Marketing colleges and universities in a service economy

Tom Hayes

From CASE: “Focus on the difference between marketing a service (think your school) and marketing a product (which are what most marketing courses apply themselves to). We are in a service economy. This seminar is about competing successfully in it. Learn how and why the expectations of our university’s audiences are changing and what the implications are for your institution. We will expand the traditional 4 Ps of marketing to the 7 Ps of service and focus on why the resulting integrated marketing activities are essential when competing for students, reputation, and revenue sources. Learn what quality service is, how it applies to a university, and where it breaks down resulting in, at best, a confused customer, and at worst, a broken brand promise.”

Key point: Marketing is applied psychology.

Changes in world economies

  • From agricultural economies to industrialized economies to service economies.
  • Your customer’s expectations are shifting.
  • They expect services to be immediate, perfect, free!

Seven P’s of service

We can control these four:

  • Product
  • Price
  • Place
  • Promotion

We must, however, use three more:

Physical evidence

  • Arrangement of objects
  • Materials used
  • Shapes/lines
  • Lighting/shadows
  • Color
  • Temperature
  • Noise

Process design

  • Policies and procedures
  • Factory/delivery cycle time
  • Training and rewarding systems

Participant

  • Service provider
  • Customer being serviced
  • Other employees and customers

Quote: “If you are not serving the customer, you had better be serving someone who is” (Albrecht and Zemke)

Differences between services and packaged goods

  • Intangibility — the deposit is in the mail before the first class begins … reputation and physical evidence is is critical.
  • Inseparable — services are inseparable from those who deliver the services.
  • Variability — worst thing you can be … decreases trust. Standardize processes.
  • Perishable — experiences are here, then they’re gone.
  • Trust is a key component.
  • The customer particiates in the process.

Every contact is an assessment of your reputation. Expectations are getting higher.

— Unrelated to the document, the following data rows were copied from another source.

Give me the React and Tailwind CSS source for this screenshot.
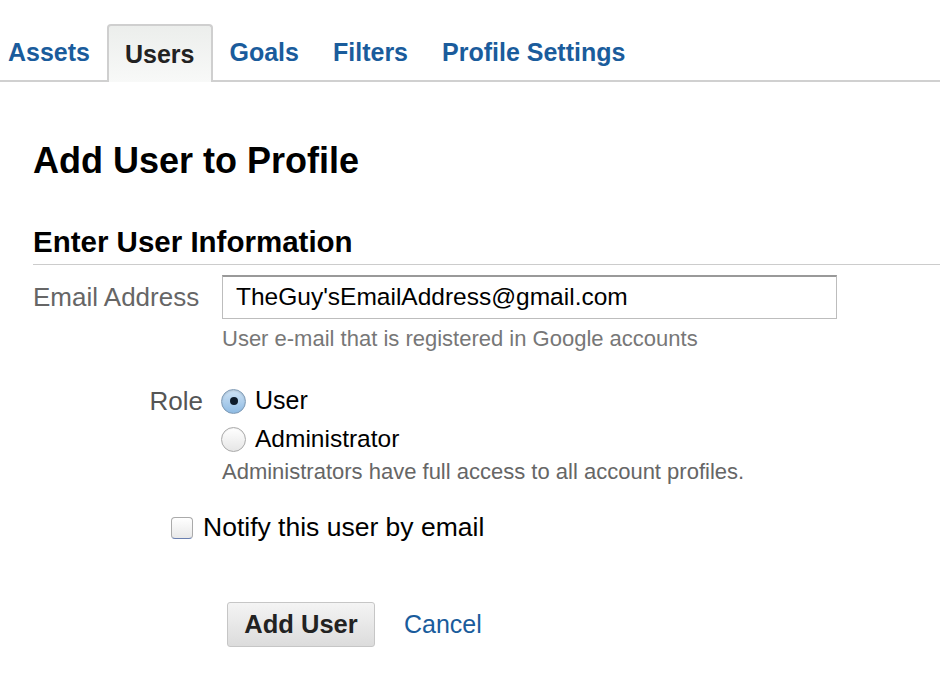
import React, { useState } from 'react';

const tabs = ['Assets', 'Users', 'Goals', 'Filters', 'Profile Settings'];

const Radio = ({ checked, onClick }) => (
  <span
    onClick={onClick}
    className={
      checked
        ? 'flex items-center justify-center w-[25px] h-[25px] rounded-full border border-[#7e9ab5] bg-gradient-to-b from-[#cfe3f5] to-[#8fbbe3] shadow-[inset_0_1px_2px_rgba(0,0,0,0.15)]'
        : 'flex items-center justify-center w-[25px] h-[25px] rounded-full border border-[#a9a9a9] bg-gradient-to-b from-[#ffffff] to-[#e6e6e6] shadow-[inset_0_1px_1px_rgba(0,0,0,0.05)]'
    }
  >
    {checked && <span className="w-[8px] h-[8px] rounded-full bg-[#0d1b2a]"></span>}
  </span>
);

const App = () => {
  const [role, setRole] = useState('user');
  const [email, setEmail] = useState("TheGuy'sEmailAddress@gmail.com");

  return (
    <div className="w-[940px] h-[698px] bg-white overflow-hidden font-['Liberation_Sans',Arial,sans-serif]">
      {/* Tabs */}
      <div className="pt-[24px] border-b-2 border-[#d0d0d0] flex items-end h-[82px]">
        {tabs.map((t, i) => (
          <div
            key={t}
            className={
              t === 'Users'
                ? 'h-[58px] -mb-[2px] px-[16px] flex items-center rounded-t-[4px] border-2 border-b-0 border-[#cfcfcf] bg-gradient-to-b from-[#eceeec] to-[#f8f9f8] text-[25px] font-bold text-[#222]'
                : i === 0
                ? 'h-[56px] pl-[8px] pr-[17px] flex items-center text-[25px] font-bold text-[#1a5c9c]'
                : 'h-[56px] px-[17px] flex items-center text-[25px] font-bold text-[#1a5c9c]'
            }
          >
            <span className="pt-[2px]">{t}</span>
          </div>
        ))}
      </div>

      {/* Title */}
      <h1 className="mt-[59px] ml-[33px] text-[36px] font-bold text-black leading-[40px]">
        Add User to Profile
      </h1>

      {/* Section */}
      <div className="mt-[44px] ml-[33px]">
        <h2 className="text-[29.5px] font-bold text-black leading-[34px]">Enter User Information</h2>
        <div className="mt-[5px] h-px bg-[#cccccc]"></div>
      </div>

      {/* Email */}
      <div className="mt-[10px] flex">
        <label className="w-[222px] pl-[33px] pt-[7px] text-[26px] leading-[30px] text-[#666]">Email Address</label>
        <div>
          <div className="w-[615px] h-[44px] border border-[#bdbdbd] border-t-[#999] border-t-2 flex items-center px-[13px]">
            <input
              value={email}
              onChange={(e) => setEmail(e.target.value)}
              className="w-full outline-none text-[24.5px] text-black bg-transparent"
            />
          </div>
          <p className="mt-[6px] text-[22px] leading-[28px] text-[#777]">User e-mail that is registered in Google accounts</p>
        </div>
      </div>

      {/* Role */}
      <div className="mt-[33px] flex">
        <div className="w-[221px] pr-[18px] text-right text-[26px] text-[#555] leading-[30px]">Role</div>
        <div>
          <div className="flex items-center gap-[9px] h-[30px]">
            <Radio checked={role === 'user'} onClick={() => setRole('user')} />
            <span className="text-[25px] text-black">User</span>
          </div>
          <div className="mt-[8px] flex items-center gap-[9px] h-[30px]">
            <Radio checked={role === 'admin'} onClick={() => setRole('admin')} />
            <span className="text-[24.5px] text-black">Administrator</span>
          </div>
          <p className="mt-[4px] pl-[1px] text-[22px] leading-[28px] text-[#666]">
            Administrators have full access to all account profiles.
          </p>
        </div>
      </div>

      {/* Notify */}
      <div className="mt-[27px] ml-[171px] flex items-center gap-[10px] h-[30px]">
        <span className="w-[22px] h-[22px] rounded-[4px] border border-[#aaa] bg-gradient-to-b from-[#ffffff] to-[#e8e8e8] border-b-[#6a7fb0]"></span>
        <span className="text-[26.5px] text-black">Notify this user by email</span>
      </div>

      {/* Actions */}
      <div className="mt-[59px] ml-[227px] flex items-center gap-[29px]">
        <button className="w-[148px] h-[45px] rounded-[3px] border border-[#c6c6c6] bg-gradient-to-b from-[#f4f4f4] to-[#dcdcdc] text-[25.5px] font-bold text-[#222]">
          Add User
        </button>
        <a href="#" className="text-[25px] text-[#1a5c9c]">Cancel</a>
      </div>
    </div>
  );
};

export default App;
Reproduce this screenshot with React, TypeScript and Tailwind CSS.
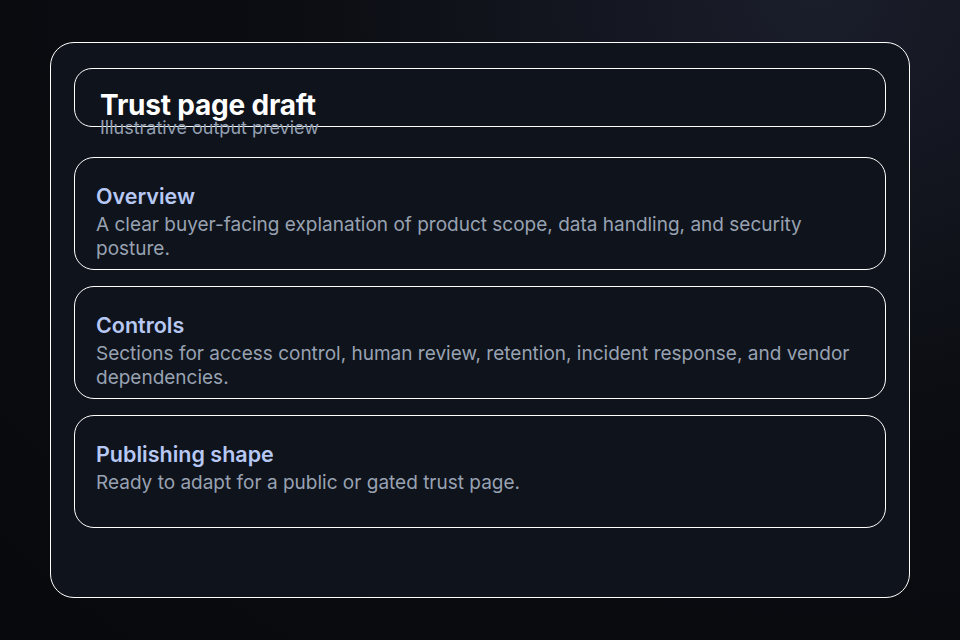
export default function App() {
  const cards = [
    ["Overview", "A clear buyer-facing explanation of product scope, data handling, and security posture."],
    ["Controls", "Sections for access control, human review, retention, incident response, and vendor dependencies."],
    ["Publishing shape", "Ready to adapt for a public or gated trust page."],
  ];
  return (
    <div className="w-[960px] h-[640px] overflow-hidden bg-[radial-gradient(ellipse_at_85%_0%,#1a1e2b_0%,#0b0d12_45%,#08090c_100%)] px-[50px] pt-[42px]" style={{ fontFamily: "Inter, 'Noto Sans', sans-serif" }}>
      <div className="h-[556px] rounded-[24px] border border-white bg-[#0f131b] px-[23px] pt-[25px] flex flex-col gap-[16px]">
        <div className="h-[59px] shrink-0 mb-[14px] rounded-[18px] border border-white px-[25px] pt-[20px]">
          <div className="text-[28px] leading-[32px] font-bold text-white tracking-[-0.2px]">Trust page draft</div>
          <div className="-mt-[3px] text-[18px] leading-[20px] text-[#94a0b2]">Illustrative output preview</div>
        </div>
        {cards.map(([t, b]) => (
          <div key={t} className="h-[113px] shrink-0 rounded-[20px] border border-white px-[21px] pt-[23px]">
            <div className="text-[21.5px] leading-[30px] font-semibold text-[#b6c8f3]">{t}</div>
            <div className="mt-[2px] text-[19px] leading-[24px] text-[#98a2b2]">{b}</div>
          </div>
        ))}
      </div>
    </div>
  );
}
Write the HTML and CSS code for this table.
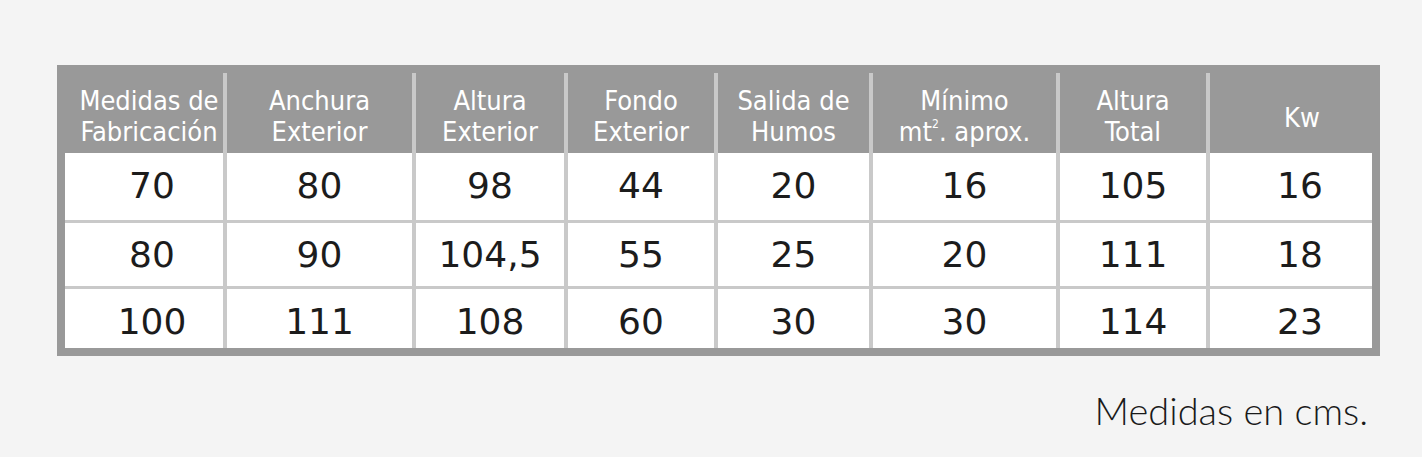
FILE: index.html
```html
<!DOCTYPE html>
<html lang="es">
<head>
<meta charset="utf-8">
<title>Medidas</title>
<link rel="stylesheet" href="styles.css">
</head>
<body>
<div class="page">
  <div class="table">
    <div class="row head">
      <div class="cell c1"><span>Medidas de<br>Fabricación</span></div>
      <div class="cell"><span>Anchura<br>Exterior</span></div>
      <div class="cell"><span>Altura<br>Exterior</span></div>
      <div class="cell"><span>Fondo<br>Exterior</span></div>
      <div class="cell"><span>Salida de<br>Humos</span></div>
      <div class="cell"><span>Mínimo<br>mt<sup>2</sup>. aprox.</span></div>
      <div class="cell"><span>Altura<br>Total</span></div>
      <div class="cell c8"><span>Kw</span></div>
    </div>
    <div class="body">
      <div class="row r1">
        <div class="cell c1">70</div><div class="cell">80</div><div class="cell">98</div><div class="cell">44</div><div class="cell">20</div><div class="cell">16</div><div class="cell">105</div><div class="cell c8">16</div>
      </div>
      <div class="row r2">
        <div class="cell c1">80</div><div class="cell">90</div><div class="cell">104,5</div><div class="cell">55</div><div class="cell">25</div><div class="cell">20</div><div class="cell">111</div><div class="cell c8">18</div>
      </div>
      <div class="row r3">
        <div class="cell c1">100</div><div class="cell">111</div><div class="cell">108</div><div class="cell">60</div><div class="cell">30</div><div class="cell">30</div><div class="cell">114</div><div class="cell c8">23</div>
      </div>
    </div>
  </div>
  <p class="note">Medidas en cms.</p>
</div>
</body>
</html>
```
FILE: styles.css
```css
html, body {
  margin: 0;
  padding: 0;
  background: #f4f4f4;
}
.page {
  padding: 65px 0 0 57px;
  width: 1323px;
}
.table {
  border: 8px solid #999999;
  background: #c9c9c9;
  display: flex;
  flex-direction: column;
}
.row {
  display: grid;
  grid-template-columns: 158px 185px 148px 146px 151px 183px 146px 162px;
  column-gap: 4px;
}
.head .cell {
  background: #999999;
  color: #ffffff;
  font-family: "DejaVu Sans Condensed", "DejaVu Sans", sans-serif;
  font-stretch: condensed;
  font-size: 27px;
  line-height: 31px;
  height: 80px;
  box-sizing: border-box;
  padding-top: 5px;
  display: flex;
  align-items: center;
  justify-content: center;
  text-align: center;
  white-space: nowrap;
}
.head .cell sup {
  font-size: 12px;
  line-height: 0;
  vertical-align: 13px;
}
.head .c1 { padding-left: 10px; }
.head .c8 { padding-left: 22px; padding-top: 8px; }
.body {
  display: flex;
  flex-direction: column;
  row-gap: 3px;
}
.body .cell {
  background: #ffffff;
  color: #1c1c1c;
  font-family: "DejaVu Sans", sans-serif;
  font-size: 36px;
  line-height: 40px;
  text-align: center;
  box-sizing: border-box;
  padding-top: 13px;
}
.r1 .cell { height: 67px; }
.r2 .cell { height: 63px; padding-top: 12px; }
.r3 .cell { height: 59px; padding-top: 13px; }
.body .c1 { padding-left: 16px; }
.body .c8 { padding-left: 18px; }
.note {
  margin: 34px 12px 0 0;
  text-align: right;
  font-family: "Lato", sans-serif;
  font-weight: 300;
  font-size: 38px;
  line-height: 40px;
  color: #1a1a1a;
}
```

Criterion for satisfaction is different for services

  • Consumers are using personal sources more frequently.
  • They rely on perceptions of quality.
  • Evoked set is smaller for services — people can only compare intangible services to each other, so they chose from from.
  • Emphasis on reduction of perceived risk — reinforce decision after it’s made

It’s all about expectations

  • What people are willing to put up with is based on their expectations.

Ways service marketers can influence factors

Explicit service promises

  • Make realistic promises.
  • Ask for feedback for promises made in public communications.
  • Avoid price or advertising wars.
  • Formalize service promises.

Implicit service promises

  • Make sure service tangibles — a beautiful campus — accurately reflect the service provided.
  • Ensure that a premium price are justified by a higher level of performance.

Definitions of service success

Quality factors in a service world

From a customer’s perspective (Berry et. al.)

  • Reliability — consistency, dependability, honor your promises. Leads to trust.
  • Responsiveness — willingness/readiness of employees to provide service.
  • Competence — skills and knowledge of contact and operational personnel.
  • Access — apprachable and ease of contact.
  • Courtesy — politeness, respect, consideration, friendliness.
  • Communication — speak in a language customers can understand and listen!
  • Credibility — trustworthiness, believability, honesty.
  • Security — freedom from danger, risk, doubt; physical safety, confidentiality.
  • Undertanding the customer — individualized attention, customer requirements.
  • Tangibles — physical evidence of service.

Where does quality fall apart?

  • Gaps between what the customer wants and what we think they want.
  • Solutions: use market research and other methods for customer understanding.